The Law of Value, which operates throughout man's history as a natural law, only begins to develop freely on the basis of capitalism, as this law takes the form of Exchange Value. The value of Robinson Crusoe's labour-power, is just as much determined by the labour-time required for its production as is that of the wage labourer. The value of the things produced by Robinson, are just as much determined by the labour-time required for their production as are the products of the wage labourer. These constraints, imposed by the Law of Value, determine the proportions in which each society allocates its available social labour-time, in order to meet its needs.
Necessity itself compels him to apportion his time accurately between his different kinds of work. Whether one kind occupies a greater space in his general activity than another, depends on the difficulties, greater or less as the case may be, to be overcome in attaining the useful effect aimed at. This our friend Robinson soon learns by experience, and having rescued a watch, ledger, and pen and ink from the wreck, commences, like a true-born Briton, to keep a set of books. His stock-book contains a list of the objects of utility that belong to him, of the operations necessary for their production; and lastly, of the labour time that definite quantities of those objects have, on an average, cost him. All the relations between Robinson and the objects that form this wealth of his own creation, are here so simple and clear as to be intelligible without exertion, even to Mr. Sedley Taylor. And yet those relations contain all that is essential to the determination of value.”

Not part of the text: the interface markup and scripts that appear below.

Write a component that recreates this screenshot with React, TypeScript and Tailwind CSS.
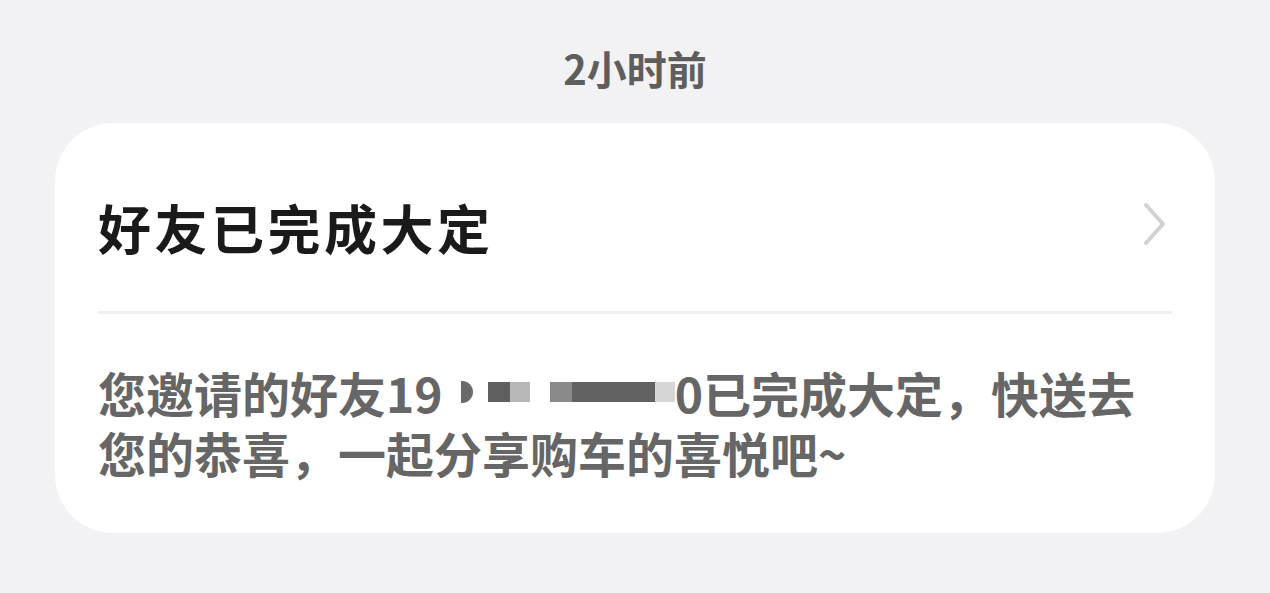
import React from 'react';

const font = "font-['Noto_Sans_CJK_SC','Noto_Sans',sans-serif]";

// 手机号打码部分
const MaskedPhone: React.FC = () => (
  <span className="inline-flex items-center h-[60px]">
    <span>19</span>
    <span className="inline-flex h-[40px] items-center">
      <span className="w-[18px]" />
      <span className="w-[12px] h-[22px] rounded-r-full bg-[#6a6a6a]" />
      <span className="w-[15px]" />
      <span className="w-[22px] h-[20px] bg-[#5f5f5f]" />
      <span className="w-[20px] h-[20px] bg-[#b8b8b8]" />
      <span className="w-[20px]" />
      <span className="w-[22px] h-[20px] bg-[#8a8a8a]" />
      <span className="w-[83px] h-[20px] bg-[#626262]" />
      <span className="w-[20px] h-[20px] bg-[#d6d6d6]" />
    </span>
    <span>0</span>
  </span>
);

const App: React.FC = () => {
  return (
    <div className={`min-h-[593px] w-full bg-[#f2f2f4] flex flex-col items-center ${font}`}>
      <div className="mt-[48px] h-[40px] leading-[40px] text-[40px] font-bold text-[#5e5e5e]">
        2小时前
      </div>

      <div className="mt-[35px] w-[1160px] rounded-[58px] bg-white px-[43px]">
        <div className="flex items-center justify-between pt-[77px] pb-[57px]">
          <h2 className="h-[54px] leading-[54px] text-[53px] font-bold text-[#1a1a1a] tracking-[3.5px]">
            好友已完成大定
          </h2>
          <svg width="26" height="46" viewBox="0 0 26 46" className="mr-[4px] -mt-[6px]">
            <path
              d="M4 4 L21 23 L4 42"
              fill="none"
              stroke="#d2d2d2"
              strokeWidth="4"
              strokeLinecap="round"
              strokeLinejoin="round"
            />
          </svg>
        </div>

        <div className="h-[3px] bg-[#f0f0f0]" />

        <div className="pt-[48px] pb-[51px] text-[48px] leading-[60px] font-bold text-[#666666]">
          <div className="flex items-center h-[60px] whitespace-nowrap">
            <span>您邀请的好友</span>
            <MaskedPhone />
            <span>已完成大定，快送去</span>
          </div>
          <div className="h-[60px] whitespace-nowrap">您的恭喜，一起分享购车的喜悦吧~</div>
        </div>
      </div>
    </div>
  );
};

export default App;
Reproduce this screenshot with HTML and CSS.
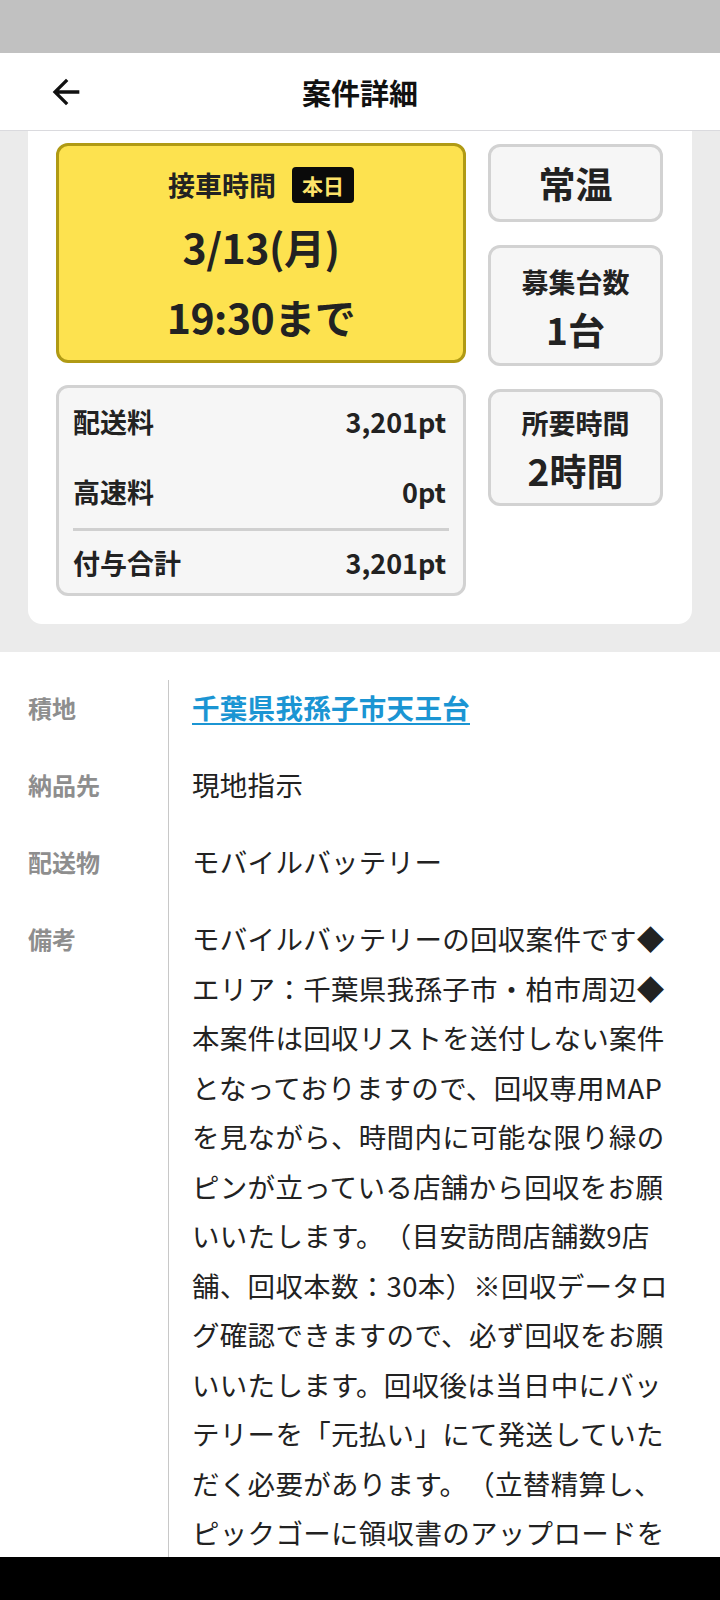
FILE: index.html
```html
<!DOCTYPE html>
<html lang="ja">
<head>
<meta charset="utf-8">
<title>案件詳細</title>
<link rel="stylesheet" href="styles.css">
</head>
<body>
<div class="status"></div>
<header class="appbar">
  <div class="appbar-left">
    <svg class="back" viewBox="0 0 24 24" width="40" height="40" aria-hidden="true"><path d="M20 11H7.83l5.59-5.59L12 4l-8 8 8 8 1.41-1.41L7.83 13H20v-2z" fill="#111"/></svg>
  </div>
  <h1 class="title">案件詳細</h1>
  <div></div>
</header>

<section class="summary">
  <div class="card">
    <div class="col-left">
      <div class="pickup">
        <div class="pickup-head">
          <span class="pickup-label">接車時間</span>
          <span class="badge">本日</span>
        </div>
        <div class="pickup-big">3/13(月)</div>
        <div class="pickup-big">19:30まで</div>
      </div>
      <div class="fees">
        <div class="fee-row"><span>配送料</span><span>3,201pt</span></div>
        <div class="fee-row fee-row-2"><span>高速料</span><span>0pt</span></div>
        <div class="fee-divider"></div>
        <div class="fee-row fee-row-3"><span>付与合計</span><span>3,201pt</span></div>
      </div>
    </div>
    <div class="col-right">
      <div class="tile tile-temp">常温</div>
      <div class="tile tile-count">
        <div class="tile-label">募集台数</div>
        <div class="tile-value">1台</div>
      </div>
      <div class="tile tile-time">
        <div class="tile-label">所要時間</div>
        <div class="tile-value">2時間</div>
      </div>
    </div>
  </div>
</section>

<section class="details">
  <div class="d-label d-first">積地</div>
  <div class="d-value d-first"><a class="link" href="#">千葉県我孫子市天王台</a></div>

  <div class="d-label">納品先</div>
  <div class="d-value">現地指示</div>

  <div class="d-label">配送物</div>
  <div class="d-value">モバイルバッテリー</div>

  <div class="d-label">備考</div>
  <div class="d-value d-note">モバイルバッテリーの回収案件です◆エリア：千葉県我孫子市・柏市周辺◆本案件は回収リストを送付しない案件となっておりますので、回収専用MAPを見ながら、時間内に可能な限り緑のピンが立っている店舗から回収をお願いいたします。（目安訪問店舗数9店舗、回収本数：30本）※回収データログ確認できますので、必ず回収をお願いいたします。回収後は当日中にバッテリーを「元払い」にて発送していただく必要があります。（立替精算し、ピックゴーに領収書のアップロードをお願いいたします。）</div>
</section>

<div class="navbar"></div>
</body>
</html>
```

FILE: styles.css
```css
* { box-sizing: border-box; }
html, body { margin: 0; padding: 0; }
body {
  font-family: "Noto Sans CJK JP", "Noto Sans", sans-serif;
  color: #222;
  background: #fff;
  width: 720px;
  text-spacing-trim: space-all;
}

.status { height: 53px; background: #c1c1c1; }

.appbar {
  height: 78px;
  background: #fff;
  border-bottom: 1px solid #dadade;
  display: grid;
  grid-template-columns: 1fr auto 1fr;
  align-items: center;
}
.appbar-left { padding-left: 46px; display: flex; align-items: center; }
.back { display: block; }
.title {
  margin: 0;
  font-size: 29px;
  font-weight: 700;
  color: #111;
  line-height: 40px;
}

.summary {
  background: #ebebeb;
  padding: 0 28px 28px;
}
.card {
  background: #fff;
  border-radius: 0 0 14px 14px;
  padding: 12px 29px 28px 28px;
  display: flex;
  gap: 22px;
  align-items: flex-start;
}
.col-left {
  width: 410px;
  display: flex;
  flex-direction: column;
  gap: 22px;
}
.col-right {
  width: 175px;
  display: flex;
  flex-direction: column;
  gap: 23px;
  margin-top: 1px;
}

.pickup {
  height: 220px;
  background: #fde24f;
  border: 3px solid #b09a14;
  border-radius: 12px;
  padding: 20px 0 0;
  text-align: center;
}
.pickup-head {
  display: flex;
  justify-content: center;
  align-items: center;
  gap: 16px;
  height: 38px;
}
.pickup-label { font-size: 27px; font-weight: 700; line-height: 38px; }
.badge {
  background: #0a0a0a;
  color: #fde36a;
  font-size: 21px;
  font-weight: 700;
  line-height: 36px;
  height: 36px;
  padding: 0 10px;
  border-radius: 4px;
}
.pickup-head + .pickup-big { margin-top: 7px; }
.pickup-big {
  font-size: 41px;
  font-weight: 700;
  line-height: 70px;
  letter-spacing: -0.5px;
}

.fees {
  background: #f6f6f6;
  border: 3px solid #d2d2d2;
  border-radius: 12px;
  padding: 9px 17px 5px 14px;
}
.fee-row {
  display: flex;
  justify-content: space-between;
  font-size: 27px;
  font-weight: 700;
  line-height: 50px;
}
.fee-row-2 { margin-top: 20px; }
.fee-divider {
  height: 3px;
  background: #d0d0d0;
  margin: 11px -3px 0 0;
}
.fee-row-3 { margin-top: 7px; }

.tile {
  background: #f6f6f6;
  border: 3px solid #d2d2d2;
  border-radius: 12px;
  text-align: center;
  font-weight: 700;
}
.tile-temp {
  height: 78px;
  font-size: 37px;
  line-height: 72px;
}
.tile-label { font-size: 27px; line-height: 46px; }
.tile-value { font-size: 37px; line-height: 48px; }
.tile-count { padding: 11px 0 10px; }
.tile-time { padding: 8px 0 9px; }

.details {
  margin-top: 28px;
  display: grid;
  grid-template-columns: 168px 1fr;
}
.d-label {
  padding: 0 0 27.5px 28px;
  font-size: 24px;
  font-weight: 700;
  color: #8e8e8e;
  line-height: 49.5px;
}
.d-value {
  border-left: 1px solid #c8c8c8;
  padding: 0 44px 27.5px 23px;
  font-size: 27.5px;
  letter-spacing: 0.3px;
  line-height: 49.5px;
  color: #222;
}
.d-first { padding-top: 3px; }
.link {
  color: #1b95d3;
  font-weight: 700;
  text-decoration: underline;
  text-decoration-thickness: 2px;
  text-underline-offset: 4px;
}
.d-note { line-break: strict; }

.navbar {
  position: fixed;
  left: 0;
  right: 0;
  bottom: 0;
  height: 43px;
  background: #000;
}
```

A communist society would operate in a similar manner. It would decide upon its priorities – in essence, it ranks the utility obtained from all the various combinations of Use Values possible – but then how much of one it can have rather than some other option continues to be determined by the Law of Value i.e. the available social labour-time (total Value the society can produce) has to be divided, just as in every previous society, across all the range of possible Use Values, whose individual value is determined by the social labour-time required for their production. Only in the higher stage of Communism, when there is general abundance, and where having more of one thing does not mean foregoing an amount of some other, does the Law of Value cease to operate, to exert this constraint.
For Robinson, as for the peasant, or for the communist society, this distinction between necessary labour (which determines the value of labour-Power) and surplus labour (which is the basis of surplus value) does not exist, because all of their labour goes to producing Use values, which continue to belong to them (apart from the peasant production paid as rent to the landlord) rather than being alienated to the capitalist. The peasant that produces more than they immediately require, as with Robinson, or the communist society, can use it as investment, thereby creating the potential for increasing future production. Workers, who like the peasant, or the communist society, that own their means of production through a worker owned Co-operative can also operate in this way. For them too, the distinction between necessary and surplus labour breaks down. They could use any surplus to reduce the amount of labour they require to do in future. Similarly, using the surplus to enable investment might also be aimed at reducing the burden of future work rather than simply increasing output and consumption. The surplus might be stored up to deal with unforeseen future events, or it might be used to facilitate other types of unproductive activity. In the Critique of the Gotha Programme, indeed, Marx points out that any such communist society, could not simply distribute all production on a 1:1 basis to the producers because, the society would need to allocate a proportion of its output to cover those employed in necessary administration, or those who are too sick, young or old to currently work. In other words, workers would need to effectively assign part of their current consumption entitlement, to a social insurance fund, as they were doing in the 19th Century via their Friendly Societies, to cover the potential of drawing from it under any of these circumstances. The difference of all these other forms of property ownership compared to capitalist ownership, is that control over the surplus remains with the producer, so unlike capitalist surplus there is no imperative to maximise it, or to accumulate it.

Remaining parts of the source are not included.